E' evidente che si tratta di un reato a condotta vincolata commissiva con un evento di danno, rappresentato dalla perdita della funzione descrittiva della documentazione contabile.
Ne consegue che la condotta del reato de quo non può sostanziarsi in un mero comportamento omissivo ossia il non avere tenuto le scritture in modo tale che sia stato obiettivamente più difficoltosa – ancorché non impossibile – la ricostruzione ex aliunde ai fini fiscali della situazione contabile, ma richiede, per l'integrazione della fattispecie penale un quid pluris a contenuto commissivo consistente nell'occultamento ovvero nella distruzione di tali scritture”.
La Cassazione, in sostanza, fa riferimento sulla condotta commissiva ai fini della configurabilità del reato, poiché non è sufficiente una mera omissione.
Come viene punito
La pena per il delitto di occultamento o distruzione di documenti contabili è quella della reclusione da tre a sette anni.
Differenza tra occultamento e omessa tenuta delle scritture contabili
L’occultamento o la distruzione di documenti e scritture contabili costituisce reato, mentre l’omessa tenuta delle scritture contabili non è reato, ma è prevista l’applicazione di una sanzione amministrativa.
All’art. 9 del d.lgs. 18 dicembre 1997, n. 471 viene infatti previsto che in ipotesi di mancata tenuta delle scritture contabili, viene inflitta una sanzione amministrativa da euro 1.000 a euro 8.000.

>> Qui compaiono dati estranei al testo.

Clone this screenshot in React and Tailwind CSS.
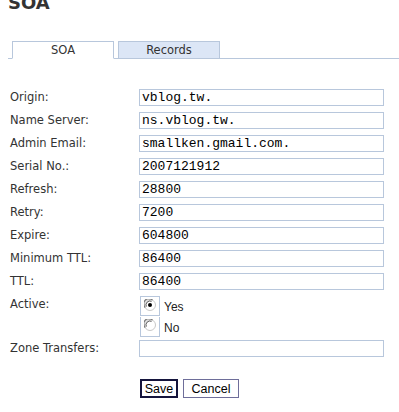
const fields = [
  { label: 'Origin:', value: 'vblog.tw.' },
  { label: 'Name Server:', value: 'ns.vblog.tw.' },
  { label: 'Admin Email:', value: 'smallken.gmail.com.' },
  { label: 'Serial No.:', value: '2007121912' },
  { label: 'Refresh:', value: '28800' },
  { label: 'Retry:', value: '7200' },
  { label: 'Expire:', value: '604800' },
  { label: 'Minimum TTL:', value: '86400' },
  { label: 'TTL:', value: '86400' },
];

const Radio = ({ checked }) => (
  <svg width="12" height="12" viewBox="0 0 12 12">
    <circle cx="6" cy="6" r="5.5" fill="#fff" stroke="#c8c8c8" />
    <path d="M1.2 8.5 A5 5 0 0 1 8.5 1.2" fill="none" stroke="#7a7a7a" strokeWidth="1.2" />
    <path d="M2.3 7.6 A4 4 0 0 1 7.6 2.3" fill="none" stroke="#404040" strokeWidth="0.9" />
    {checked && <circle cx="6" cy="6" r="2" fill="#000" />}
  </svg>
);

const TextBox = ({ value }) => (
  <div className="w-[245px] h-[17px] border border-[#b8c7dc] bg-white pl-[2px] font-['Liberation_Mono',monospace] text-[13px] leading-[15px] text-black whitespace-nowrap overflow-hidden">
    {value}
  </div>
);

export default function App() {
  return (
    <div className="w-[399px] h-[412px] bg-white overflow-hidden font-['DejaVu_Sans',sans-serif] text-[#333]">
      <h1 className="mt-[-6px] pl-[8px] font-bold text-[18px] leading-[18px] text-[#333]">SOA</h1>

      {/* tabs */}
      <div className="mt-[29px] ml-[8px] flex h-[18px] border-b border-[#b8c7dc]">
        <div className="ml-[4px] w-[102px] h-[18px] mb-[-1px] border border-[#b8c7dc] border-b-white bg-white pt-[1px] text-center text-[11.5px] leading-[15px]">
          SOA
        </div>
        <div className="ml-[4px] w-[102px] h-[18px] mb-[-1px] border border-[#b8c7dc] bg-[#dce6f6] pt-[1px] text-center text-[11.5px] leading-[15px]">
          Records
        </div>
      </div>

      {/* form */}
      <div className="mt-[27px] pl-[10px] text-[11.5px]">
        {fields.map((f) => (
          <div key={f.label} className="flex items-center h-[23px]">
            <div className="w-[129px]">{f.label}</div>
            <TextBox value={f.value} />
          </div>
        ))}

        <div className="flex items-start h-[44px] pt-[2px]">
          <div className="w-[129px] pt-[1px] leading-[16px]">Active:</div>
          <div className="ml-[1px] flex flex-col">
            <div className="flex items-center">
              <div className="w-[20px] h-[20px] border border-[#b8c7dc] pl-[3px] pt-[2px]">
                <Radio checked />
              </div>
              <span className="ml-[4px] pt-[3px] font-['Liberation_Sans',sans-serif] text-[12px] text-[#222]">Yes</span>
            </div>
            <div className="flex items-center">
              <div className="w-[20px] h-[20px] border border-t-0 border-[#b8c7dc] pl-[3px] pt-[2px]">
                <Radio />
              </div>
              <span className="ml-[4px] pt-[3px] font-['Liberation_Sans',sans-serif] text-[12px] text-[#222]">No</span>
            </div>
          </div>
        </div>

        <div className="flex items-center h-[23px]">
          <div className="w-[129px]">Zone Transfers:</div>
          <TextBox value="" />
        </div>
      </div>

      <div className="mt-[19px] pl-[140px] flex gap-[5px] font-['Liberation_Sans',sans-serif] text-[12.5px] text-black">
        <button className="w-[38px] h-[19px] border-2 border-[#14143c] bg-white leading-[14px]">Save</button>
        <button className="w-[56px] h-[19px] border border-[#6e6e9a] bg-white leading-[16px]">Cancel</button>
      </div>
    </div>
  );
}
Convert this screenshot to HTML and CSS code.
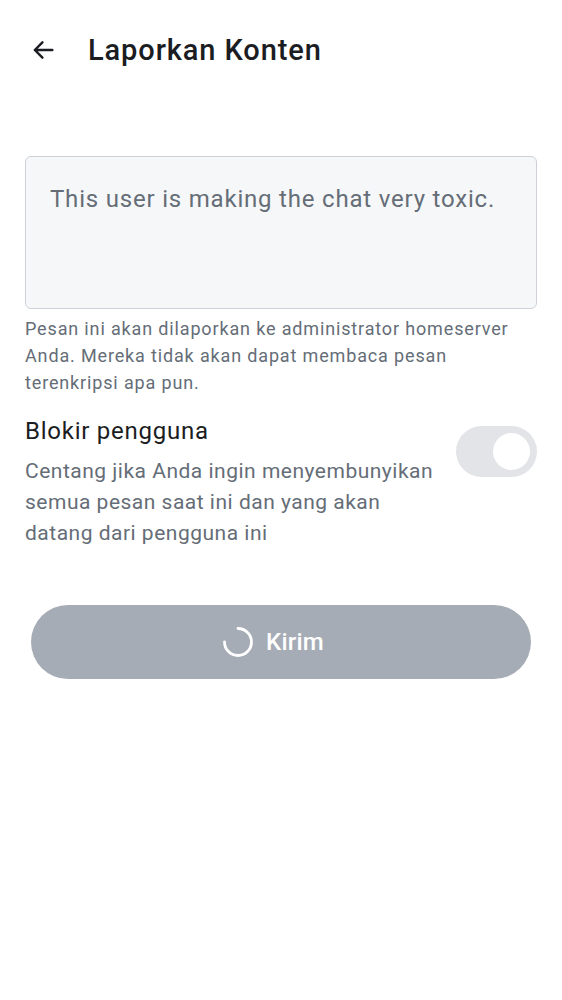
FILE: index.html
```html
<!DOCTYPE html>
<html lang="id">
<head>
<meta charset="utf-8">
<link rel="stylesheet" href="styles.css">
</head>
<body>
<div class="screen">
  <header class="topbar">
    <button class="back" aria-label="Kembali">
      <svg width="28" height="28" viewBox="0 0 24 24"><path d="M20 12H5M11.5 5.5 5 12l6.5 6.5" fill="none" stroke="#1b1d22" stroke-width="2.1" stroke-linecap="round" stroke-linejoin="round"/></svg>
    </button>
    <h1 class="title">Laporkan Konten</h1>
  </header>

  <main class="content">
    <div class="field">This user is making the chat very toxic.</div>
    <p class="hint">Pesan ini akan dilaporkan ke administrator homeserver Anda. Mereka tidak akan dapat membaca pesan terenkripsi apa pun.</p>

    <div class="block-row">
      <div class="block-text">
        <div class="block-title">Blokir pengguna</div>
        <div class="block-desc">Centang jika Anda ingin menyembunyikan semua pesan saat ini dan yang akan datang dari pengguna ini</div>
      </div>
      <div class="toggle"><span class="knob"></span></div>
    </div>

    <button class="send">
      <svg class="spinner" width="32" height="32" viewBox="0 0 32 32"><path d="M16 2.5 A13.5 13.5 0 1 1 2.5 16" fill="none" stroke="#fff" stroke-width="2.8" stroke-linecap="round"/></svg>
      <span>Kirim</span>
    </button>
  </main>
</div>
</body>
</html>
```

FILE: styles.css
```css
html, body {
  margin: 0;
  padding: 0;
  background: #ffffff;
}
body {
  font-family: Roboto, "Noto Sans", sans-serif;
  color: #1b1d22;
}
.screen {
  width: 562px;
  min-height: 1000px;
}
.topbar {
  display: flex;
  align-items: center;
  height: 100px;
  padding-left: 29px;
}
.back {
  border: 0;
  background: none;
  padding: 0;
  width: 28px;
  height: 28px;
  display: flex;
  align-items: center;
  justify-content: center;
  margin-right: 31px;
}
.title {
  margin: 0;
  font-family: Roboto, sans-serif;
  font-weight: 500;
  font-size: 29px;
  color: #1b1d22;
  letter-spacing: 0.9px;
}
.content {
  padding: 56px 25px 0 25px;
  display: flex;
  flex-direction: column;
}
.field {
  box-sizing: border-box;
  height: 153px;
  border: 1px solid #cdd1d7;
  border-radius: 6px;
  background: #f6f7f9;
  padding: 27px 24px 0 24px;
  font-size: 24px;
  line-height: 30px;
  color: #656d77;
  letter-spacing: 0.8px;
}
.hint {
  margin: 6px 0 0 0;
  font-size: 18px;
  line-height: 27px;
  letter-spacing: 0.85px;
  color: #656d77;
}
.block-row {
  display: flex;
  align-items: flex-start;
  justify-content: space-between;
  margin-top: 20px;
}
.block-text {
  width: 418px;
}
.block-title {
  font-size: 24px;
  line-height: 30px;
  color: #1b1d22;
  letter-spacing: 0.75px;
}
.block-desc {
  margin-top: 10px;
  font-size: 21px;
  line-height: 31px;
  letter-spacing: 0.5px;
  color: #656d77;
}
.toggle {
  box-sizing: border-box;
  width: 81px;
  height: 51px;
  border-radius: 26px;
  background: #e2e4e7;
  display: flex;
  align-items: center;
  justify-content: flex-end;
  padding-right: 7px;
  margin-top: 10px;
}
.knob {
  width: 37px;
  height: 37px;
  border-radius: 50%;
  background: #ffffff;
}
.send {
  margin: 56px 6px 0 6px;
  height: 74px;
  border: 0;
  border-radius: 37px;
  background: #a6acb5;
  color: #ffffff;
  display: flex;
  align-items: center;
  justify-content: center;
  gap: 12px;
  font-family: Roboto, sans-serif;
  font-weight: 500;
  font-size: 24px;
  letter-spacing: 0.2px;
  padding: 0 16px 0 0;
}
.spinner {
  display: block;
}
```
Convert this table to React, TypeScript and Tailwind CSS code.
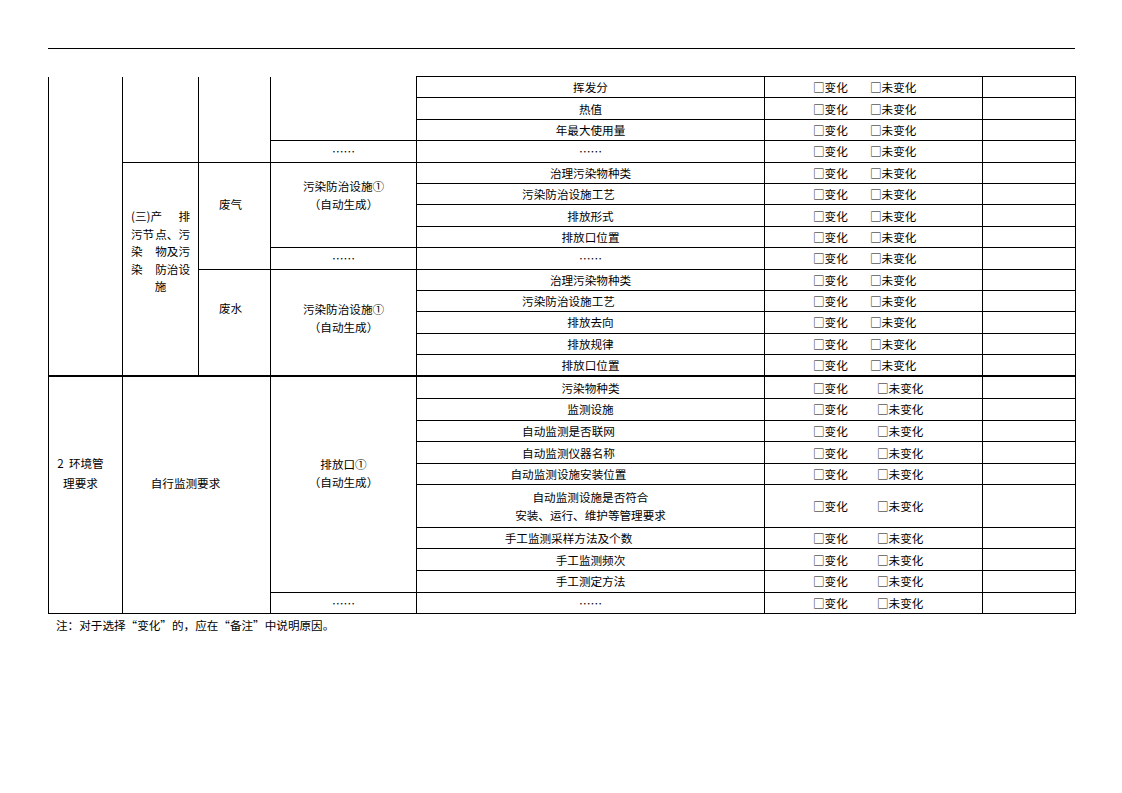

La stessa sanzione si applica a chi, nel corso degli accessi eseguiti ai fini dell'accertamento in materia di imposte dirette e di imposta sul valore aggiunto, si rifiuta di esibire documenti e scritture contabili o dichiara di non possederli o comunque si sottrae all'ispezione e alla verifica.
Quanto tempo devono essere conservate le scritture contabili
Secondo quanto disposto dall’art. 2220 c.c. le scritture devono essere conservate per dieci anni dalla data dell'ultima registrazione.
Per lo stesso periodo devono essere conservate:
- le fatture, le lettere e i telegrammi ricevuti e le copie delle fatture, delle lettere e dei telegrammi spediti.
- le scritture e documenti possono essere conservati sotto forma di registrazioni su supporti di immagini.
Quando si configura il reato
Il reato si configura nell’ipotesi in cui documenti e scritture contabili siano materialmente distrutte oppure occultate.
Le scritture contabili devono dunque preesistere al comportamento del reo.
Cosa comporta la mancata esibizione delle scritture contabili
La mancata esibizione delle scritture contabili comporta l’applicazione di una sanzione amministrativa che va da euro 1000 a euro 8000.
In questo caso, infatti, vi è un mero comportamento omissivo, a differenza dell’ipotesi di reato disciplinata dal d.lgs. n. 74/2000.
Sulla differenza tra le due fattispecie si è espressa la Corte di cassazione, sez. III, con sentenza del 20 febbraio 2019, n. 7646 che ha precisato che il reato del Decreto Legislativo 10 marzo 2000, n. 74, articolo 10, “presuppone l'istituzione della documentazione contabile e la produzione di un reddito, donde la necessità del relativo specifico accertamento, anche per distinguere la fattispecie penale rispetto alla condotta di omessa tenuta delle scritture contabili, sanzionata amministrativamente dal Decreto Legislativo 18 dicembre 1997, n. 471, articolo 9, comma 1”.
In pratica, secondo la Cassazione, non si può occultare o distruggere ciò che non esiste in precedenza.
Questo è il discrimen tra mancata esibizione di scritture contabili e occultamento o distruzione delle stesse.